GIVEN TASK.
Transcribe the whole listing below without changing a word, but leave out every image.

DATA.
━━━━━━━━━━━━━━━━━━━━

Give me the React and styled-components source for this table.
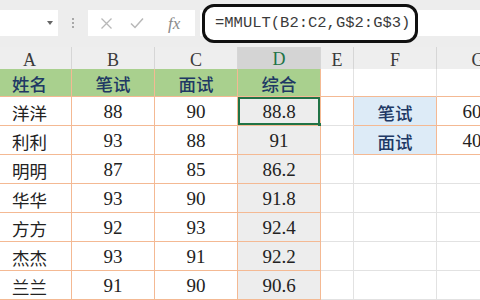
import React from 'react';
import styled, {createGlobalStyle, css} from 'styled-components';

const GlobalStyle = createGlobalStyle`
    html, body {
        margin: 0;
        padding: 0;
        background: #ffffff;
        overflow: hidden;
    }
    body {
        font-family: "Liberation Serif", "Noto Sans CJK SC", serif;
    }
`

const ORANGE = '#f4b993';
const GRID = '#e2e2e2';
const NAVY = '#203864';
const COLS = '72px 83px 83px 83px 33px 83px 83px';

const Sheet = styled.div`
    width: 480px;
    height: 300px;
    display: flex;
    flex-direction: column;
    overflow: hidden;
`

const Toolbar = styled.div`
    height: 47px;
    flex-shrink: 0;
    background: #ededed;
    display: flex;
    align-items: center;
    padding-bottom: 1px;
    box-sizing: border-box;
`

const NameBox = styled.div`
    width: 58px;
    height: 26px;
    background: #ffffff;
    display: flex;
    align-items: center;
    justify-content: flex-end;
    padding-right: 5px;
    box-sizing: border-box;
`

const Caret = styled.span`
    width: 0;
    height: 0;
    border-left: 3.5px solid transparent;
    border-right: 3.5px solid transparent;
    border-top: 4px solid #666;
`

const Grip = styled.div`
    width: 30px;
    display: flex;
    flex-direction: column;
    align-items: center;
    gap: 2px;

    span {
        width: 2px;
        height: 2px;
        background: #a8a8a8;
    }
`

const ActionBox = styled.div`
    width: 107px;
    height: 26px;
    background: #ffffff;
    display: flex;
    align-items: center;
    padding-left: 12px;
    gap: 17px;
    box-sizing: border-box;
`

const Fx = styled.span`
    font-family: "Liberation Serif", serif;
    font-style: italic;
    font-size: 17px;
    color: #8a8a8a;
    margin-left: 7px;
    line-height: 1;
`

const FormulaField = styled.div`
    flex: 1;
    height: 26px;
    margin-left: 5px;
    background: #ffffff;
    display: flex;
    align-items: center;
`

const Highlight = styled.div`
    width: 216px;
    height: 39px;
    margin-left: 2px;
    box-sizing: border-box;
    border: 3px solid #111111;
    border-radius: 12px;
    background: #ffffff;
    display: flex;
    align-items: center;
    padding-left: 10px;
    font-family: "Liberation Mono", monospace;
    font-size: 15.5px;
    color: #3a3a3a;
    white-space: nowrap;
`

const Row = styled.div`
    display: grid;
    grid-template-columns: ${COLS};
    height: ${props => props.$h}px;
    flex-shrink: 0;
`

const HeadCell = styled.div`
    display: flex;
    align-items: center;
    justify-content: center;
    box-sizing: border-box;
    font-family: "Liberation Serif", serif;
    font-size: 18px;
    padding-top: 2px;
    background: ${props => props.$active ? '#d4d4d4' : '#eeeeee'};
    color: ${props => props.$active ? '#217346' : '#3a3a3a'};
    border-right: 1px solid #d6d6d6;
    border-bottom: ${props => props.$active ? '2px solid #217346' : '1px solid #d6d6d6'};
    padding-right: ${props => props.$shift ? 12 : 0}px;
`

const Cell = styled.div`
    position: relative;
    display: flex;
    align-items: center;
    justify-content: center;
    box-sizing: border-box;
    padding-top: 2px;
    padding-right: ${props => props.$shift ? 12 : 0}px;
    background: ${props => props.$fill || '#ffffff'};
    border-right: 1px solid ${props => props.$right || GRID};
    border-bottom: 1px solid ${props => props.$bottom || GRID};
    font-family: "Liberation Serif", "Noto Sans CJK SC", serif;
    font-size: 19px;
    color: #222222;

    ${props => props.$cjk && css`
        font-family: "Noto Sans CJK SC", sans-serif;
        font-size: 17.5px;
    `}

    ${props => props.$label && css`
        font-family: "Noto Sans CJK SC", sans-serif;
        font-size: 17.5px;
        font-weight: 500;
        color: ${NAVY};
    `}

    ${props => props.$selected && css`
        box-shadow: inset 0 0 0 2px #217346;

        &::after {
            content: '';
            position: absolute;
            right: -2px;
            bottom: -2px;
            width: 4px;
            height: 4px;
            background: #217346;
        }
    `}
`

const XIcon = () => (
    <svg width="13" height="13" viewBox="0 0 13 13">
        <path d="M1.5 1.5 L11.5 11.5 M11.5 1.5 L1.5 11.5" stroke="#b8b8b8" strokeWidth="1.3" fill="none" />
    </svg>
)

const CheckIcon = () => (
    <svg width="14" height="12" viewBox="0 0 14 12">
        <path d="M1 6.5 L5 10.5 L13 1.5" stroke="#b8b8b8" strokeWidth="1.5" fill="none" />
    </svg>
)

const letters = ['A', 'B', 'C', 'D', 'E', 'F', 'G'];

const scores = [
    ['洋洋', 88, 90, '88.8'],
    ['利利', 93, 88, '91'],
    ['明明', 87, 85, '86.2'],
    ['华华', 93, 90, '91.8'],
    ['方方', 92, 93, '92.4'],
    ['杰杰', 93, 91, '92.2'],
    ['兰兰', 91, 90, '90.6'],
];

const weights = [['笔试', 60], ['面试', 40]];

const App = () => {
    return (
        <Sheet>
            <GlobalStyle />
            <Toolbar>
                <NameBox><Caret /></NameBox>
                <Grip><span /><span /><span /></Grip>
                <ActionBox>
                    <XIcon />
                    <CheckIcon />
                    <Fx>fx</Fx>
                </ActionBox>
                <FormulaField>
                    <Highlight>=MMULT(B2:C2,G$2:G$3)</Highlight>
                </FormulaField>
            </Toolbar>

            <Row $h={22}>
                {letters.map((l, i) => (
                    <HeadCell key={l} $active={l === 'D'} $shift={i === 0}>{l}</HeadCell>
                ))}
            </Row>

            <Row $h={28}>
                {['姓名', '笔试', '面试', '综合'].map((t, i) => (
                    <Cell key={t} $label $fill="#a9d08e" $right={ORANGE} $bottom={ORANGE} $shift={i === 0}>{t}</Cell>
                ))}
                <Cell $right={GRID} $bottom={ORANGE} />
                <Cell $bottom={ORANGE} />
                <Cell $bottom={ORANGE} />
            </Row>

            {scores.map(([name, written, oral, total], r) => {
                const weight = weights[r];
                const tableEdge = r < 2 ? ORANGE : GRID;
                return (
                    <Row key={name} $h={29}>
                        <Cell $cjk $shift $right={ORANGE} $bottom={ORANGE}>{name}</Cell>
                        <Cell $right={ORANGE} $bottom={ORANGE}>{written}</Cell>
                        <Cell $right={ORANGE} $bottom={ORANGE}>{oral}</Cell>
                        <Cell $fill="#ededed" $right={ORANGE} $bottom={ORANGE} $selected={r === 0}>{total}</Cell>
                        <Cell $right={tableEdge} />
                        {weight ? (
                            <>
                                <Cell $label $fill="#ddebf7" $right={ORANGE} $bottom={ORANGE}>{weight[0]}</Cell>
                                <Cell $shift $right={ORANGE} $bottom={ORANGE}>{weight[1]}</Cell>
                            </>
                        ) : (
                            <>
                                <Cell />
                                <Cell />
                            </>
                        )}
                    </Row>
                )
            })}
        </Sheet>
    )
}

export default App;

━━━━━━━━━━━━━━━━━━━━

THE ANSWER.
Give me the React and styled-components source for this table.
import React from 'react';
import styled, {createGlobalStyle, css} from 'styled-components';

const GlobalStyle = createGlobalStyle`
    html, body {
        margin: 0;
        padding: 0;
        background: #ffffff;
        overflow: hidden;
    }
    body {
        font-family: "Liberation Serif", "Noto Sans CJK SC", serif;
    }
`

const ORANGE = '#f4b993';
const GRID = '#e2e2e2';
const NAVY = '#203864';
const COLS = '72px 83px 83px 83px 33px 83px 83px';

const Sheet = styled.div`
    width: 480px;
    height: 300px;
    display: flex;
    flex-direction: column;
    overflow: hidden;
`

const Toolbar = styled.div`
    height: 47px;
    flex-shrink: 0;
    background: #ededed;
    display: flex;
    align-items: center;
    padding-bottom: 1px;
    box-sizing: border-box;
`

const NameBox = styled.div`
    width: 58px;
    height: 26px;
    background: #ffffff;
    display: flex;
    align-items: center;
    justify-content: flex-end;
    padding-right: 5px;
    box-sizing: border-box;
`

const Caret = styled.span`
    width: 0;
    height: 0;
    border-left: 3.5px solid transparent;
    border-right: 3.5px solid transparent;
    border-top: 4px solid #666;
`

const Grip = styled.div`
    width: 30px;
    display: flex;
    flex-direction: column;
    align-items: center;
    gap: 2px;

    span {
        width: 2px;
        height: 2px;
        background: #a8a8a8;
    }
`

const ActionBox = styled.div`
    width: 107px;
    height: 26px;
    background: #ffffff;
    display: flex;
    align-items: center;
    padding-left: 12px;
    gap: 17px;
    box-sizing: border-box;
`

const Fx = styled.span`
    font-family: "Liberation Serif", serif;
    font-style: italic;
    font-size: 17px;
    color: #8a8a8a;
    margin-left: 7px;
    line-height: 1;
`

const FormulaField = styled.div`
    flex: 1;
    height: 26px;
    margin-left: 5px;
    background: #ffffff;
    display: flex;
    align-items: center;
`

const Highlight = styled.div`
    width: 216px;
    height: 39px;
    margin-left: 2px;
    box-sizing: border-box;
    border: 3px solid #111111;
    border-radius: 12px;
    background: #ffffff;
    display: flex;
    align-items: center;
    padding-left: 10px;
    font-family: "Liberation Mono", monospace;
    font-size: 15.5px;
    color: #3a3a3a;
    white-space: nowrap;
`

const Row = styled.div`
    display: grid;
    grid-template-columns: ${COLS};
    height: ${props => props.$h}px;
    flex-shrink: 0;
`

const HeadCell = styled.div`
    display: flex;
    align-items: center;
    justify-content: center;
    box-sizing: border-box;
    font-family: "Liberation Serif", serif;
    font-size: 18px;
    padding-top: 2px;
    background: ${props => props.$active ? '#d4d4d4' : '#eeeeee'};
    color: ${props => props.$active ? '#217346' : '#3a3a3a'};
    border-right: 1px solid #d6d6d6;
    border-bottom: ${props => props.$active ? '2px solid #217346' : '1px solid #d6d6d6'};
    padding-right: ${props => props.$shift ? 12 : 0}px;
`

const Cell = styled.div`
    position: relative;
    display: flex;
    align-items: center;
    justify-content: center;
    box-sizing: border-box;
    padding-top: 2px;
    padding-right: ${props => props.$shift ? 12 : 0}px;
    background: ${props => props.$fill || '#ffffff'};
    border-right: 1px solid ${props => props.$right || GRID};
    border-bottom: 1px solid ${props => props.$bottom || GRID};
    font-family: "Liberation Serif", "Noto Sans CJK SC", serif;
    font-size: 19px;
    color: #222222;

    ${props => props.$cjk && css`
        font-family: "Noto Sans CJK SC", sans-serif;
        font-size: 17.5px;
    `}

    ${props => props.$label && css`
        font-family: "Noto Sans CJK SC", sans-serif;
        font-size: 17.5px;
        font-weight: 500;
        color: ${NAVY};
    `}

    ${props => props.$selected && css`
        box-shadow: inset 0 0 0 2px #217346;

        &::after {
            content: '';
            position: absolute;
            right: -2px;
            bottom: -2px;
            width: 4px;
            height: 4px;
            background: #217346;
        }
    `}
`

const XIcon = () => (
    <svg width="13" height="13" viewBox="0 0 13 13">
        <path d="M1.5 1.5 L11.5 11.5 M11.5 1.5 L1.5 11.5" stroke="#b8b8b8" strokeWidth="1.3" fill="none" />
    </svg>
)

const CheckIcon = () => (
    <svg width="14" height="12" viewBox="0 0 14 12">
        <path d="M1 6.5 L5 10.5 L13 1.5" stroke="#b8b8b8" strokeWidth="1.5" fill="none" />
    </svg>
)

const letters = ['A', 'B', 'C', 'D', 'E', 'F', 'G'];

const scores = [
    ['洋洋', 88, 90, '88.8'],
    ['利利', 93, 88, '91'],
    ['明明', 87, 85, '86.2'],
    ['华华', 93, 90, '91.8'],
    ['方方', 92, 93, '92.4'],
    ['杰杰', 93, 91, '92.2'],
    ['兰兰', 91, 90, '90.6'],
];

const weights = [['笔试', 60], ['面试', 40]];

const App = () => {
    return (
        <Sheet>
            <GlobalStyle />
            <Toolbar>
                <NameBox><Caret /></NameBox>
                <Grip><span /><span /><span /></Grip>
                <ActionBox>
                    <XIcon />
                    <CheckIcon />
                    <Fx>fx</Fx>
                </ActionBox>
                <FormulaField>
                    <Highlight>=MMULT(B2:C2,G$2:G$3)</Highlight>
                </FormulaField>
            </Toolbar>

            <Row $h={22}>
                {letters.map((l, i) => (
                    <HeadCell key={l} $active={l === 'D'} $shift={i === 0}>{l}</HeadCell>
                ))}
            </Row>

            <Row $h={28}>
                {['姓名', '笔试', '面试', '综合'].map((t, i) => (
                    <Cell key={t} $label $fill="#a9d08e" $right={ORANGE} $bottom={ORANGE} $shift={i === 0}>{t}</Cell>
                ))}
                <Cell $right={GRID} $bottom={ORANGE} />
                <Cell $bottom={ORANGE} />
                <Cell $bottom={ORANGE} />
            </Row>

            {scores.map(([name, written, oral, total], r) => {
                const weight = weights[r];
                const tableEdge = r < 2 ? ORANGE : GRID;
                return (
                    <Row key={name} $h={29}>
                        <Cell $cjk $shift $right={ORANGE} $bottom={ORANGE}>{name}</Cell>
                        <Cell $right={ORANGE} $bottom={ORANGE}>{written}</Cell>
                        <Cell $right={ORANGE} $bottom={ORANGE}>{oral}</Cell>
                        <Cell $fill="#ededed" $right={ORANGE} $bottom={ORANGE} $selected={r === 0}>{total}</Cell>
                        <Cell $right={tableEdge} />
                        {weight ? (
                            <>
                                <Cell $label $fill="#ddebf7" $right={ORANGE} $bottom={ORANGE}>{weight[0]}</Cell>
                                <Cell $shift $right={ORANGE} $bottom={ORANGE}>{weight[1]}</Cell>
                            </>
                        ) : (
                            <>
                                <Cell />
                                <Cell />
                            </>
                        )}
                    </Row>
                )
            })}
        </Sheet>
    )
}

export default App;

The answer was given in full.